Bu kültürün geliştirilmesinin, güçlü bir denizaltı filosuna sahip olmanın önemine vurgu yapan Akar, "Bizler başta çevremizdeki Ege, Akdeniz, Karadeniz olmak üzere tüm denizlerde barıştan, huzurdan yanayız. Bütün sorunlara diyalog, barışçıl yol ve yöntemlerle çözüm istiyoruz. Bununla birlikte etkin, caydırıcı, saygın bir silahlı kuvvetlerine ihtiyacımız her zamankinden daha fazla. Diğer kuvvetlerimizin olduğu gibi Deniz Kuvvetleri'mizin de son teknoloji silah ve sistemlere sahip olması, en güçlü hale gelmesi için çalışmalarımızı artan bir tempoda sürdürüyoruz" ifadelerini kullandı.
Bu kapsamda yapılan Akya Milli Ağır Torpido Projesi'nin yanı sıra yerli projelerin önemine işaret eden Akar, şunları söyledi:
"Sadece Türk Silahlı Kuvvetleri'nin (TSK) değil; dost ve kardeş ülkelerin de ihtiyaçlarını karşılamak bizim için önemli bir görev. Bugüne kadar yaptığımız faaliyetlerde bu açıkça görülmektedir. Çalışmalarımızı artan bir hız, tempoda sürdüreceğiz. Sayın Cumhurbaşkanı'mızın liderliğinde, teşviki ve desteğiyle savunma sanayisinde önemli aşamalar kaydedildi. Artık kendi hafif silahlarımızı, Obüs'lerimizi, Atak helikopterlerimizi, İnsansız Hava Aracı (İHA), Silahlı İnsansız Hava Aracı (SİHA) ve Taarruzi İnsansız Hava Araçları'mızı (TİHA), gemilerimizi yapar hale geldik. Böylece yüzde 80'lere varan yerlilik ve millilik oranının her geçen gün daha da artması için çalışmalarımız devam ediyor. Bu noktaya geldikten sonra bundan sonraki bölümün daha çetin ve zorlu geçeceğinin bilincindeyiz. Hiçbir zaman yılmadan çalışmalarımızı azim ve kararlılıkla sürdüreceğiz.
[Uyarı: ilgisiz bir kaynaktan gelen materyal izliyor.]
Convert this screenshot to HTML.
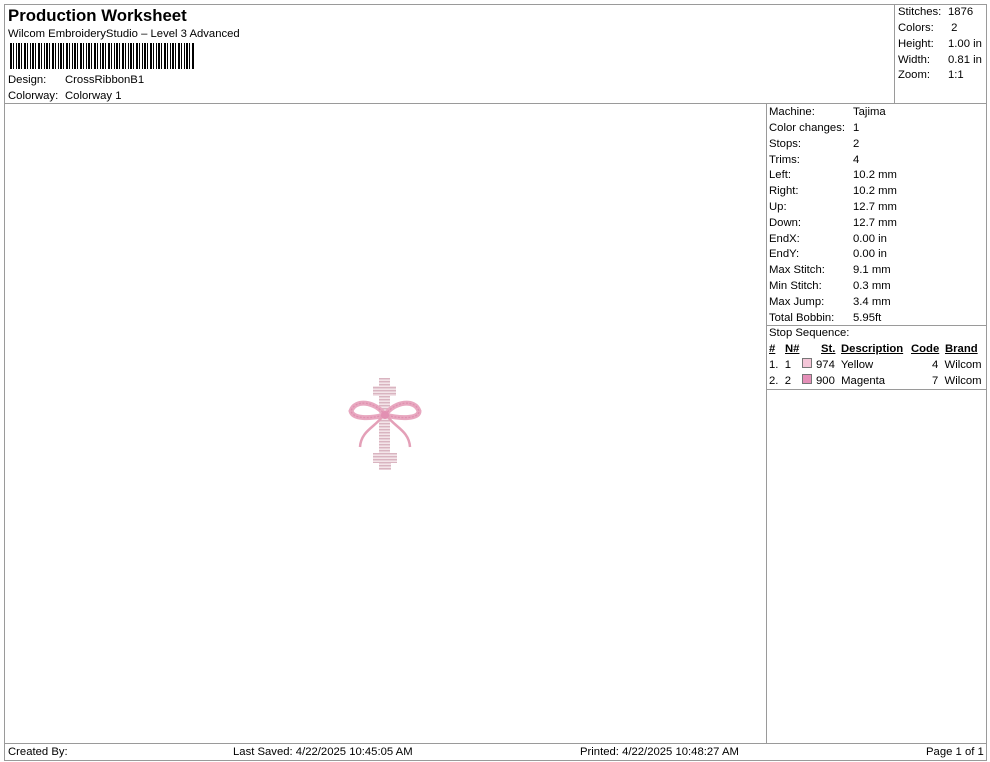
<!DOCTYPE html>
<html><head><meta charset="utf-8"><style>
*{margin:0;padding:0;box-sizing:border-box}
body{width:990px;height:762px;background:#fff;position:relative;font-family:"Liberation Sans",Arial,sans-serif;font-size:11.3px;color:#000;overflow:hidden}
.a{position:absolute;white-space:nowrap}
.box{position:absolute;border:1px solid #9a9a9a}
.r{position:absolute;left:769px;white-space:nowrap}
.r span{position:absolute;left:84px}
.s{position:absolute;left:898px;white-space:nowrap}
.s span{position:absolute;left:50px}
u{text-decoration:underline;font-weight:bold}
.sw{display:inline-block;width:10px;height:10px;border:1px solid #777;vertical-align:-1px}
</style></head><body>
<div class="box" style="left:4px;top:4px;width:983px;height:757px"></div>
<div class="box" style="left:4px;top:4px;width:983px;height:100px"></div>
<div class="box" style="left:894px;top:4px;width:93px;height:100px"></div>
<div class="box" style="left:766px;top:103px;width:221px;height:641px"></div>
<div class="box" style="left:766px;top:325px;width:221px;height:65px"></div>
<div class="box" style="left:4px;top:743px;width:983px;height:18px"></div>
<div class="a" style="left:8px;top:6px;font-size:16.8px;font-weight:bold">Production Worksheet</div>
<div class="a" style="left:8px;top:28px">Wilcom EmbroideryStudio – Level 3 Advanced</div>
<div class="a" style="left:10px;top:43px;width:185px;height:26px;background:repeating-linear-gradient(90deg,#000 0 2px,#fff 2px 3px,#000 3px 4px,#fff 4px 6px,#000 6px 7px,#fff 7px 8px,#000 8px 10px,#fff 10px 11px,#000 11px 12px,#fff 12px 14px)"></div>
<div class="a" style="left:8px;top:74px">Design:</div><div class="a" style="left:65px;top:74px">CrossRibbonB1</div>
<div class="a" style="left:8px;top:90px">Colorway:</div><div class="a" style="left:65px;top:90px">Colorway 1</div>
<div class="s" style="top:6px">Stitches:<span>1876</span></div>
<div class="s" style="top:22px">Colors:<span>&nbsp;2</span></div>
<div class="s" style="top:38px">Height:<span>1.00 in</span></div>
<div class="s" style="top:54px">Width:<span>0.81 in</span></div>
<div class="s" style="top:69px">Zoom:<span>1:1</span></div>
<div class="r" style="top:106px">Machine:<span>Tajima</span></div>
<div class="r" style="top:122px">Color changes:<span>1</span></div>
<div class="r" style="top:138px">Stops:<span>2</span></div>
<div class="r" style="top:154px">Trims:<span>4</span></div>
<div class="r" style="top:169px">Left:<span>10.2 mm</span></div>
<div class="r" style="top:185px">Right:<span>10.2 mm</span></div>
<div class="r" style="top:201px">Up:<span>12.7 mm</span></div>
<div class="r" style="top:217px">Down:<span>12.7 mm</span></div>
<div class="r" style="top:233px">EndX:<span>0.00 in</span></div>
<div class="r" style="top:248px">EndY:<span>0.00 in</span></div>
<div class="r" style="top:264px">Max Stitch:<span>9.1 mm</span></div>
<div class="r" style="top:280px">Min Stitch:<span>0.3 mm</span></div>
<div class="r" style="top:296px">Max Jump:<span>3.4 mm</span></div>
<div class="r" style="top:312px">Total Bobbin:<span>5.95ft</span></div>
<div class="r" style="top:327px">Stop Sequence:</div>
<div class="a" style="left:769px;top:343px"><u>#</u></div>
<div class="a" style="left:785px;top:343px"><u>N#</u></div>
<div class="a" style="left:821px;top:343px"><u>St.</u></div>
<div class="a" style="left:841px;top:343px"><u>Description</u></div>
<div class="a" style="left:911px;top:343px"><u>Code</u></div>
<div class="a" style="left:945px;top:343px"><u>Brand</u></div>
<div class="a" style="left:769px;top:359px">1.&nbsp; 1</div>
<div class="a" style="left:802px;top:358px"><span class="sw" style="background:#f4c6d8"></span></div>
<div class="a" style="left:816px;top:359px">974&nbsp; Yellow</div>
<div class="a" style="left:932px;top:359px">4&nbsp; Wilcom</div>
<div class="a" style="left:769px;top:375px">2.&nbsp; 2</div>
<div class="a" style="left:802px;top:374px"><span class="sw" style="background:#e58fb8"></span></div>
<div class="a" style="left:816px;top:375px">900&nbsp; Magenta</div>
<div class="a" style="left:932px;top:375px">7&nbsp; Wilcom</div>
<svg class="a" style="left:345px;top:375px" width="80" height="100" viewBox="0 0 80 100">
<defs><pattern id="st" width="4" height="3" patternUnits="userSpaceOnUse"><rect width="4" height="3" fill="#f3e4e8"/><rect width="4" height="1.4" fill="#d9b4c0"/></pattern></defs>
<path d="M34 3h11v8h6v10h-6v57h7v10h-6v7H34v-7h-6V78h6V21h-6V11h6z" fill="url(#st)"/>
<g fill="none" stroke="#e8a8c0" stroke-width="5"><path d="M40 40C30 26 10 24 6 36c2 8 18 8 34 4C56 44 74 44 74 36 70 24 50 26 40 40z"/></g>
<g fill="none" stroke="#e090b0" stroke-width="1.3" stroke-dasharray="2 1.5"><path d="M40 40C30 26 10 24 6 36c2 8 18 8 34 4C56 44 74 44 74 36 70 24 50 26 40 40z"/></g>
<g fill="none" stroke="#e4a0b8" stroke-width="2.5"><path d="M37 42C30 52 16 56 15 72M43 42C50 52 64 56 65 72"/></g>
<circle cx="40" cy="40" r="4" fill="#e290b2"/>
</svg>
<div class="a" style="left:8px;top:746px">Created By:</div>
<div class="a" style="left:233px;top:746px">Last Saved: 4/22/2025 10:45:05 AM</div>
<div class="a" style="left:580px;top:746px">Printed: 4/22/2025 10:48:27 AM</div>
<div class="a" style="left:926px;top:746px">Page 1 of 1</div>
</body></html>
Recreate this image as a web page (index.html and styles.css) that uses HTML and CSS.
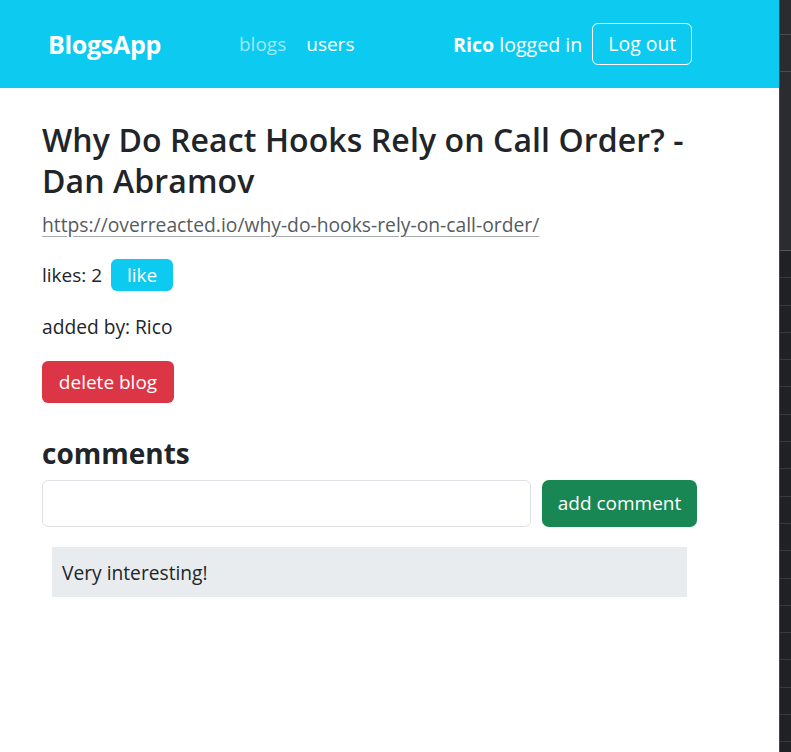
FILE: index.html
```html
<!DOCTYPE html>
<html lang="en">
<head>
<meta charset="utf-8">
<title>BlogsApp</title>
<link rel="stylesheet" href="styles.css">
</head>
<body>
<div class="page">
  <div class="app">
    <nav class="navbar">
      <a class="brand" href="#">BlogsApp</a>
      <div class="nav-links">
        <a class="nav-link dim" href="#">blogs</a>
        <a class="nav-link" href="#">users</a>
      </div>
      <div class="user-box">
        <span class="user-text"><b>Rico</b> logged in</span>
        <button class="btn btn-outline">Log out</button>
      </div>
    </nav>
    <main class="content">
      <h1 class="title">Why Do React Hooks Rely on Call Order? - Dan Abramov</h1>
      <a class="blog-url" href="#">https://overreacted.io/why-do-hooks-rely-on-call-order/</a>
      <div class="likes-row">
        <span>likes: 2</span>
        <button class="btn btn-like">like</button>
      </div>
      <p class="added">added by: Rico</p>
      <button class="btn btn-danger">delete blog</button>
      <h2 class="comments-title">comments</h2>
      <form class="comment-form">
        <input class="comment-input" type="text">
        <button class="btn btn-success" type="button">add comment</button>
      </form>
      <ul class="comment-list">
        <li class="comment-item">Very interesting!</li>
      </ul>
    </main>
  </div>
  <aside class="devtools">
    <div class="dt-top">
      <div class="dt-row r1"></div>
      <div class="dt-row r2"></div>
      <div class="dt-row r3"></div>
    </div>
    <div class="dt-bottom"></div>
  </aside>
</div>
</body>
</html>
```

FILE: styles.css
```css
* { box-sizing: border-box; }
html, body { margin: 0; padding: 0; }
body {
  font-family: "Open Sans", "Noto Sans", sans-serif;
  color: #212529;
  background: #fff;
}
.page {
  display: flex;
  width: 791px;
  height: 752px;
  overflow: hidden;
}
.app {
  width: 779px;
  flex: none;
  background: #fff;
}
.navbar {
  height: 88px;
  background: #0dcaf0;
  display: flex;
  align-items: center;
  padding-left: 48px;
}
.brand {
  width: 191px;
  color: #fff;
  font-weight: 700;
  font-size: 25px;
  text-decoration: none;
  letter-spacing: -0.3px;
}
.nav-links {
  width: 214px;
  display: flex;
  gap: 20px;
}
.nav-link {
  color: #fff;
  font-size: 19px;
  text-decoration: none;
}
.nav-link.dim { color: rgba(255,255,255,0.6); }
.user-box {
  display: flex;
  align-items: center;
  gap: 10px;
}
.user-text {
  color: #fff;
  font-size: 19.6px;
}
.btn {
  font-family: inherit;
  border: 1px solid transparent;
  border-radius: 6px;
  color: #fff;
  font-size: 19px;
  cursor: pointer;
  line-height: 1.5;
}
.btn-outline {
  background: transparent;
  border-color: #fff;
  height: 42px;
  width: 100px;
  padding: 0;
  font-size: 19.4px;
}
.content {
  padding: 31px 0 0 42px;
}
.title {
  margin: 0;
  font-size: 32px;
  font-weight: 600;
  line-height: 41px;
  width: 670px;
  letter-spacing: 0.1px;
}
.blog-url {
  display: inline-block;
  margin-top: 10px;
  color: #555b61;
  font-size: 19.3px;
  text-decoration: underline;
  text-decoration-color: #a8abae;
  text-underline-offset: 4px;
}
.likes-row {
  display: flex;
  align-items: center;
  gap: 9px;
  margin-top: 21px;
  font-size: 19px;
}
.btn-like {
  background: #0dcaf0;
  width: 62px;
  height: 32px;
  padding: 0;
}
.added {
  margin: 22px 0 0;
  font-size: 19.2px;
  line-height: 28px;
}
.btn-danger {
  margin-top: 20px;
  background: #dc3545;
  width: 132px;
  height: 42px;
  padding: 0;
}
.comments-title {
  margin: 33px 0 0;
  font-size: 28px;
  font-weight: 700;
  line-height: 34px;
}
.comment-form {
  display: flex;
  gap: 11px;
  margin-top: 10px;
}
.comment-input {
  width: 489px;
  height: 47px;
  border: 1px solid #dee2e6;
  border-radius: 6px;
  font-size: 18px;
}
.btn-success {
  background: #198754;
  width: 155px;
  height: 47px;
  padding: 0;
  border-radius: 7px;
}
.comment-list {
  list-style: none;
  margin: 20px 0 0;
  padding: 0 0 0 10px;
}
.comment-item {
  width: 635px;
  height: 50px;
  background: #e9ecef;
  padding-left: 10px;
  display: flex;
  align-items: center;
  font-size: 19.2px;
}
.devtools {
  width: 12px;
  flex: none;
  display: flex;
  flex-direction: column;
  border-left: 1px solid #45464a;
}
.dt-top {
  height: 251px;
  background: #2b2c30;
  display: flex;
  flex-direction: column;
}
.dt-row { border-bottom: 1px solid #4a4b50; }
.r1 { height: 35px; }
.r2 { height: 37px; }
.r3 { height: 179px; border-bottom-color: #55565a; }
.dt-bottom {
  flex: 1;
  background: repeating-linear-gradient(to bottom, #202124 0, #202124 26.3px, #3a3b3f 26.3px, #3a3b3f 27.3px);
}
```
Bugüne kadar olduğu gibi bundan sonra da tek yumruk tek yürek olarak başarılarımıza devam edeceğiz. Ülkemizin bekası ve refahı için ne yapılması gerekiyorsa bugüne kadar yaptık, bundan sonra da yapmayı sürdüreceğiz" dedi.
Rusya-Ukrayna arasındaki savaşa da değinen Akar, şöyle konuştu:
"Türk Silahlı Kuvvetleri olarak güçlü olmamız gerekiyor. Her türlü ihtimale karşı her an hazırlıklı olmamız lazım. Rusya ile Ukrayna arasında bir çatışma söz konusu. İki ülke de bizim denizden komşumuz. Her iki ülke ile ilişkilerimiz mevcut. Bu çatışmanın bir an önce durmasını, bir ateşkes sağlanmasını, bir an önce barışın, huzurun bölgeye hakim olmasını samimi bir şekilde temenni ediyoruz. İnsani yardım başta olmak üzere bugüne kadar bize düşen görevler neyse yaptık, yapmaya devam edeceğiz. Bizim herhangi bir şekilde yaptırımlara uymamak gibi bir durumumuz söz konusu değil. Birleşmiş Milletler yaptırımlarına uygun şekilde hareket ediyoruz. Diğer taraftan tarafların konuşması, görüşmesi ve bir an önce ateşkesin sağlanması için temaslarımızı sürdürüyoruz."